A standout metric was Chewy’s autoship subscription revenue, which grew 8.7% year-over-year to $2.3 billion, now comprising 80% of the company’s total net sales. The autoship program, which automates recurring deliveries of pet supplies, has been central to Chewy’s strategy for increasing customer retention and lifetime value.
Key financial metrics include:
- Net income of $3.9 million, reversing a $35.4 million loss in Q3 2023.
- Adjusted EBITDA of $138.2 million, up 67.4% year-over-year.
- Net margin improvement of 140 basis points to 0.1%.
Chewy’s ability to maintain growth despite a challenging macroeconomic environment reflects the durability of its subscription-driven business model.
INSIDER TAKE
Chewy’s performance underscores the advantages of a robust subscription model in the e-commerce space. The autoship program’s 8.7% growth demonstrates its power to generate predictable revenue and improve customer retention. As subscriptions now represent 80% of net sales, they provide a stable financial backbone for the company, insulating it from fluctuations in one-time purchase behavior.

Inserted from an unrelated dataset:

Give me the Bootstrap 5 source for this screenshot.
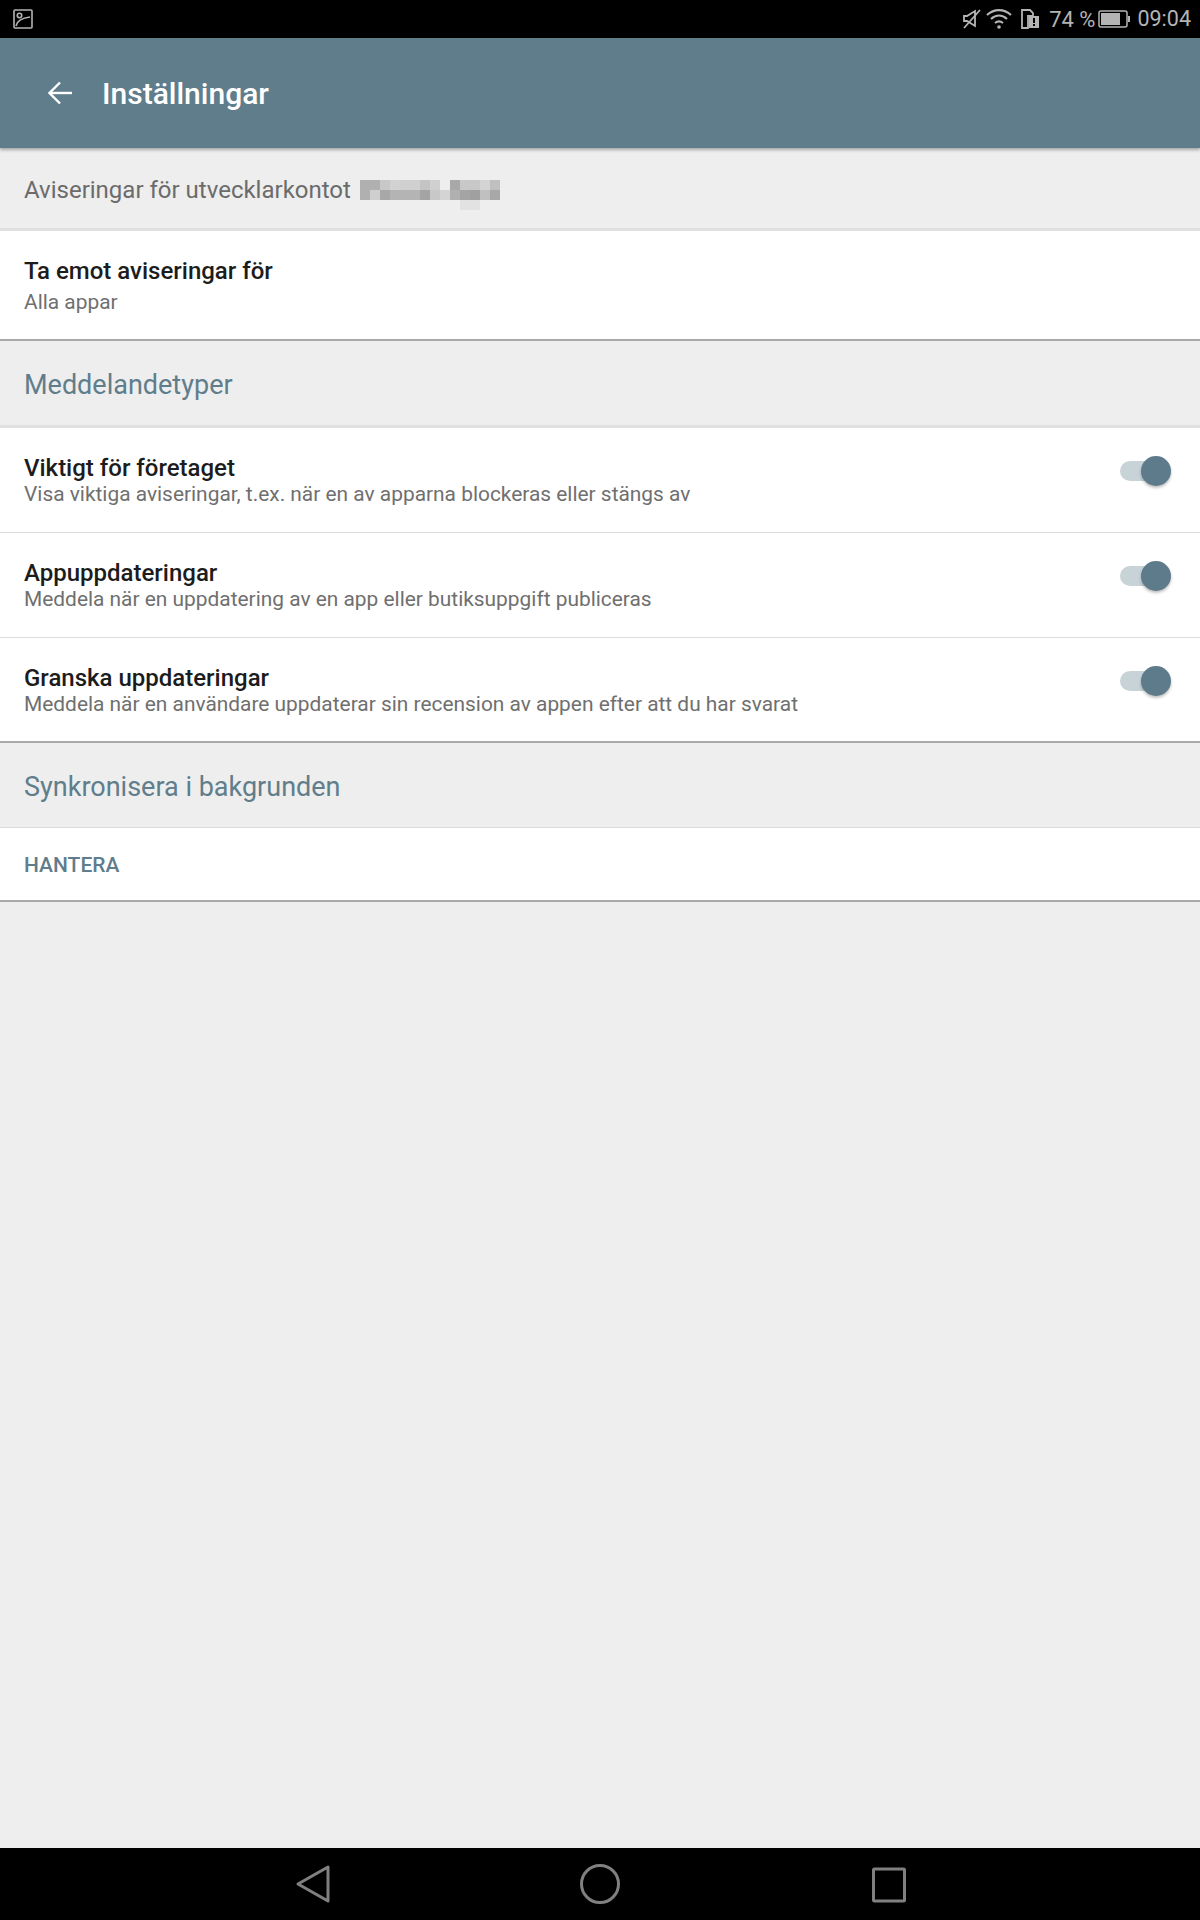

While the modest profitability improvement signals progress, rising operational costs and competitive pressures remain areas to watch. For subscription businesses, Chewy’s strategy highlights the importance of driving adoption through convenience features and loyalty programs.
Looking ahead, Chewy must continue refining its subscription offerings to sustain growth, particularly as customer acquisition plateaus. Expanding value-added services like veterinary care and pharmacy could further solidify its position as a subscription leader in the pet care industry.